若年性特発性関節炎(全身型)
若年性特発性関節炎(juvenile idiopathic arthritis: JIA)は国際リウマチ学会の分類では以下の7つに分類されます。
① 全身型
② 少関節炎
③ RF陰性多関節炎
④ RF陽性多関節炎
⑤ 乾癬性関節炎
⑥ 付着部炎関連関節炎
⑦ 未分類関節炎
ここではJIAの中でも頻度の高い①全身型JIAについて説明します
特徴
JIAは16歳未満に発症し6週間以上持続する原因不明の関節炎とされます。
以前は若年性慢性関節炎(juvenile chronic arthritis: JCA),若年性関節リウマチ(juvenile rheumatoid arthritis: JRA)などと呼ばれていましたが,現在は「若年性特発性関節炎(JIA)」という病名でほぼ統一されています。
原因
私たちの免疫システムには自然免疫と獲得免疫があります。自然免疫とは,外部から侵入した病原体などに対して好中球やマクロファージなどの細胞が直接退治し,また病原体を感知してサイトカインと呼ばれる警報を出すシステムです。

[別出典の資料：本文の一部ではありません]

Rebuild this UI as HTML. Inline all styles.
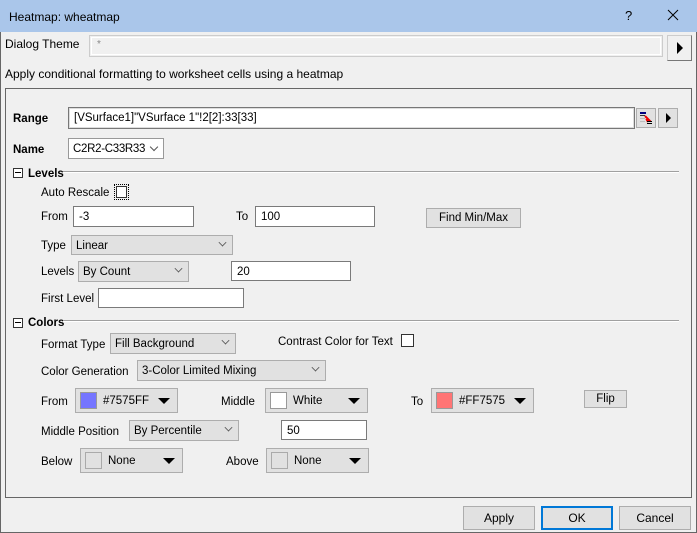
<!DOCTYPE html>
<html><head><meta charset="utf-8"><style>
*{box-sizing:border-box;margin:0;padding:0}
body{width:697px;height:533px;background:#f0f0f0;font-family:"Liberation Sans",sans-serif;font-size:11.5px;color:#000;position:relative;overflow:hidden}
.a{position:absolute;white-space:nowrap}
.t{position:absolute;white-space:nowrap;line-height:14px;margin-top:1px}
.b{font-weight:bold}
.in{position:absolute;background:#fff;border:1px solid #7a7a7a;padding-left:5px;line-height:20px}
.cb{position:absolute;background:#e1e1e1;border:1px solid #adadad;padding-left:4px;line-height:20px}
.cb .chev{position:absolute;right:6px;width:7px;height:7px;border-right:1px solid #555;border-bottom:1px solid #555;transform:rotate(45deg) scale(.8);top:3px}
.btn{position:absolute;background:#e1e1e1;border:1px solid #adadad;text-align:center}
.clr{position:absolute;background:#e1e1e1;border:1px solid #adadad}
.clr .sw{position:absolute;left:4px;top:3px;width:17px;height:17px;border:1px solid #999}
.clr .lb{position:absolute;left:27px;top:5px;line-height:14px}
.clr .ar{position:absolute;right:7px;top:9px;width:0;height:0;border-left:6px solid transparent;border-right:6px solid transparent;border-top:6px solid #000}
.plus{position:absolute;width:10px;height:10px;border:1px solid #333;background:#fff}
.plus:after{content:"";position:absolute;left:1px;top:3px;width:6px;height:1px;background:#000}
.ln{position:absolute;height:2px;border-top:1px solid #a0a0a0;border-bottom:1px solid #fff}
</style></head><body>
<div class="a" style="left:0;top:0;width:697px;height:32px;background:#aac6ea"></div>
<div class="t" style="left:9px;top:9px;font-size:12px">Heatmap: wheatmap</div>
<div class="t" style="left:625px;top:8px;font-size:13px">?</div>
<svg class="a" style="left:667px;top:9px" width="12" height="12"><path d="M1 1L11 11M11 1L1 11" stroke="#000" stroke-width="1"/></svg>
<div class="a" style="left:0;top:32px;width:1px;height:501px;background:#666"></div>
<div class="a" style="left:696px;top:32px;width:1px;height:501px;background:#666"></div>
<div class="a" style="left:0;top:532px;width:697px;height:1px;background:#666"></div>

<div class="t" style="left:5px;top:36px;font-size:12px">Dialog Theme</div>
<div class="a" style="left:89px;top:35px;width:574px;height:22px;border:1px solid #ccc;background:#f0f0f0"><div style="position:absolute;left:1px;top:1px;right:1px;bottom:1px;border:1px solid #fff"></div><span style="position:absolute;left:7px;top:3px;color:#888;font-size:10px">*</span></div>
<div class="a" style="left:667px;top:35px;width:25px;height:26px;background:#f0f0f0;border:1px solid #ccc;border-right-color:#777;border-bottom-color:#777"><div style="position:absolute;left:9px;top:6px;border-top:6px solid transparent;border-bottom:6px solid transparent;border-left:6px solid #000"></div></div>
<div class="t" style="left:5px;top:66px;font-size:12px">Apply conditional formatting to worksheet cells using a heatmap</div>

<div class="a" style="left:5px;top:88px;width:687px;height:410px;border:1px solid #666"></div>

<div class="t b" style="left:13px;top:111px">Range</div>
<div class="in" style="left:68px;top:107px;width:567px;height:22px;border-color:#777;box-shadow:inset 0 0 0 1px #ddd;line-height:20px">[VSurface1]"VSurface 1"!2[2]:33[33]</div>
<div class="btn" style="left:636px;top:108px;width:20px;height:20px;background:#e1e1e1"><svg width="18" height="18" style="position:absolute;left:0;top:0"><rect x="3" y="3" width="6" height="2" fill="#000080"/><rect x="3" y="6" width="5" height="1" fill="#333"/><rect x="3" y="9" width="5" height="1" fill="#bbb"/><rect x="3" y="12" width="5" height="1" fill="#bbb"/><path d="M8 7l4 4h-2l1 2" stroke="#e00" stroke-width="2" fill="none"/><rect x="10" y="12" width="5" height="1" fill="#000"/><rect x="10" y="14" width="5" height="1" fill="#000"/></svg></div>
<div class="btn" style="left:658px;top:108px;width:20px;height:20px"><div style="position:absolute;left:7px;top:4px;border-top:5px solid transparent;border-bottom:5px solid transparent;border-left:5px solid #000"></div></div>

<div class="t b" style="left:13px;top:142px">Name</div>
<div class="in" style="left:68px;top:138px;width:96px;height:21px;border-color:#999;padding-left:4px;letter-spacing:-0.3px">C2R2-C33R33<div style="position:absolute;right:6px;top:5px;width:6px;height:6px;border-right:1px solid #555;border-bottom:1px solid #555;transform:rotate(45deg)"></div></div>

<div class="plus" style="left:13px;top:168px"></div>
<div class="t b" style="left:28px;top:166px">Levels</div>
<div class="ln" style="left:63px;top:171px;width:616px"></div>

<div class="t" style="left:41px;top:185px">Auto Rescale</div>
<div class="a" style="left:114px;top:184px;width:15px;height:16px;border:1px dotted #000"><div style="position:absolute;left:1px;top:1px;width:11px;height:12px;border:1px solid #333;background:#fff"></div></div>

<div class="t" style="left:41px;top:209px">From</div>
<div class="in" style="left:73px;top:206px;width:121px;height:21px">-3</div>
<div class="t" style="left:236px;top:209px">To</div>
<div class="in" style="left:255px;top:206px;width:120px;height:21px">100</div>
<div class="btn" style="left:426px;top:208px;width:95px;height:20px;line-height:19px">Find Min/Max</div>

<div class="t" style="left:41px;top:238px">Type</div>
<div class="cb" style="left:71px;top:235px;width:162px;height:20px">Linear<div class="chev"></div></div>

<div class="t" style="left:41px;top:264px">Levels</div>
<div class="cb" style="left:78px;top:261px;width:111px;height:21px">By Count<div class="chev"></div></div>
<div class="in" style="left:231px;top:261px;width:120px;height:20px">20</div>

<div class="t" style="left:41px;top:291px">First Level</div>
<div class="in" style="left:98px;top:288px;width:146px;height:20px"></div>

<div class="plus" style="left:13px;top:318px"></div>
<div class="t b" style="left:28px;top:315px">Colors</div>
<div class="ln" style="left:63px;top:320px;width:616px"></div>

<div class="t" style="left:41px;top:337px">Format Type</div>
<div class="cb" style="left:110px;top:333px;width:126px;height:21px">Fill Background<div class="chev"></div></div>
<div class="t" style="left:278px;top:334px">Contrast Color for Text</div>
<div class="a" style="left:401px;top:334px;width:13px;height:13px;border:1px solid #333;background:#fff"></div>

<div class="t" style="left:41px;top:364px">Color Generation</div>
<div class="cb" style="left:137px;top:360px;width:189px;height:21px">3-Color Limited Mixing<div class="chev"></div></div>

<div class="t" style="left:41px;top:394px">From</div>
<div class="clr" style="left:75px;top:388px;width:103px;height:25px"><div class="sw" style="background:#7575ff"></div><div class="lb">#7575FF</div><div class="ar"></div></div>
<div class="t" style="left:221px;top:394px">Middle</div>
<div class="clr" style="left:265px;top:388px;width:103px;height:25px"><div class="sw" style="background:#fff"></div><div class="lb">White</div><div class="ar"></div></div>
<div class="t" style="left:411px;top:394px">To</div>
<div class="clr" style="left:431px;top:388px;width:103px;height:25px"><div class="sw" style="background:#ff7575"></div><div class="lb">#FF7575</div><div class="ar"></div></div>
<div class="btn" style="left:584px;top:390px;width:43px;height:18px;line-height:17px">Flip</div>

<div class="t" style="left:41px;top:424px">Middle Position</div>
<div class="cb" style="left:129px;top:420px;width:110px;height:21px">By Percentile<div class="chev"></div></div>
<div class="in" style="left:281px;top:420px;width:86px;height:20px">50</div>

<div class="t" style="left:41px;top:454px">Below</div>
<div class="clr" style="left:80px;top:448px;width:103px;height:25px"><div class="sw" style="background:#e1e1e1;border-color:#aaa"></div><div class="lb">None</div><div class="ar"></div></div>
<div class="t" style="left:226px;top:454px">Above</div>
<div class="clr" style="left:266px;top:448px;width:103px;height:25px"><div class="sw" style="background:#e1e1e1;border-color:#aaa"></div><div class="lb">None</div><div class="ar"></div></div>

<div class="btn" style="left:463px;top:506px;width:72px;height:24px;line-height:22px;font-size:12px">Apply</div>
<div class="btn" style="left:541px;top:506px;width:72px;height:24px;line-height:20px;font-size:12px;border:2px solid #0078d7">OK</div>
<div class="btn" style="left:619px;top:506px;width:72px;height:24px;line-height:22px;font-size:12px">Cancel</div>
</body></html>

全身型JIAは,この自然免疫の異常を背景とし,全身の炎症を起こす自己炎症性疾患と考えられています。
疫学
日本でのJIAは小児10万人あたり10-15人であり,全身型JIAはその中でも40%程度とされています。
症状
発熱と,発熱時にみられるリウマトイド疹(ピンク色の皮疹),関節炎が主な症状です。
関節炎は発症早期には認めないこともあります。
肝脾腫(肝臓や脾臓がはれる),リンパ節腫脹,咽頭の痛みなどが起きることがあります。
まれにマクロファージ活性化症候群(MAS)が起こります。MASとはマクロファージやリンパ球が過剰に働き,血球(白血球,赤血球,血小板)を破壊する血球貪食症候群のひとつです。MASでは強烈な高サイトカイン血症によって急速に多臓器の障害を起こすため迅速な対応が求められます。
検査
血液検査
炎症を反映する項目(白血球・CRP・赤沈・血清アミロイドAなど)の数値が高くなります。また関節炎があると,関節炎のマーカーであるMMP3の数値が高くなります。
診断
発熱時にみられるリウマトイド疹,関節炎を確認することが大切です。
JIA全体に言えることですが,正確に診断するための一律の基準は存在しません。症状や検査結果が全身型JIAに特徴的であることや,他の病気によるものではないことなどから総合的に診断されます。
治療
寛解導入療法では急性期の炎症を抑えること,後療法では抑えた炎症を再燃させないことを目標にします。
寛解導入療法では,非ステロイド性抗炎症薬の内服,ステロイドの点滴で炎症を抑え,後療法ではステロイドの内服を継続します。
ステロイドを減らす過程で症状が再燃する場合などには,特定のサイトカインの働きを抑えるために生物学的製剤であるトシリズマブを使用することもあります。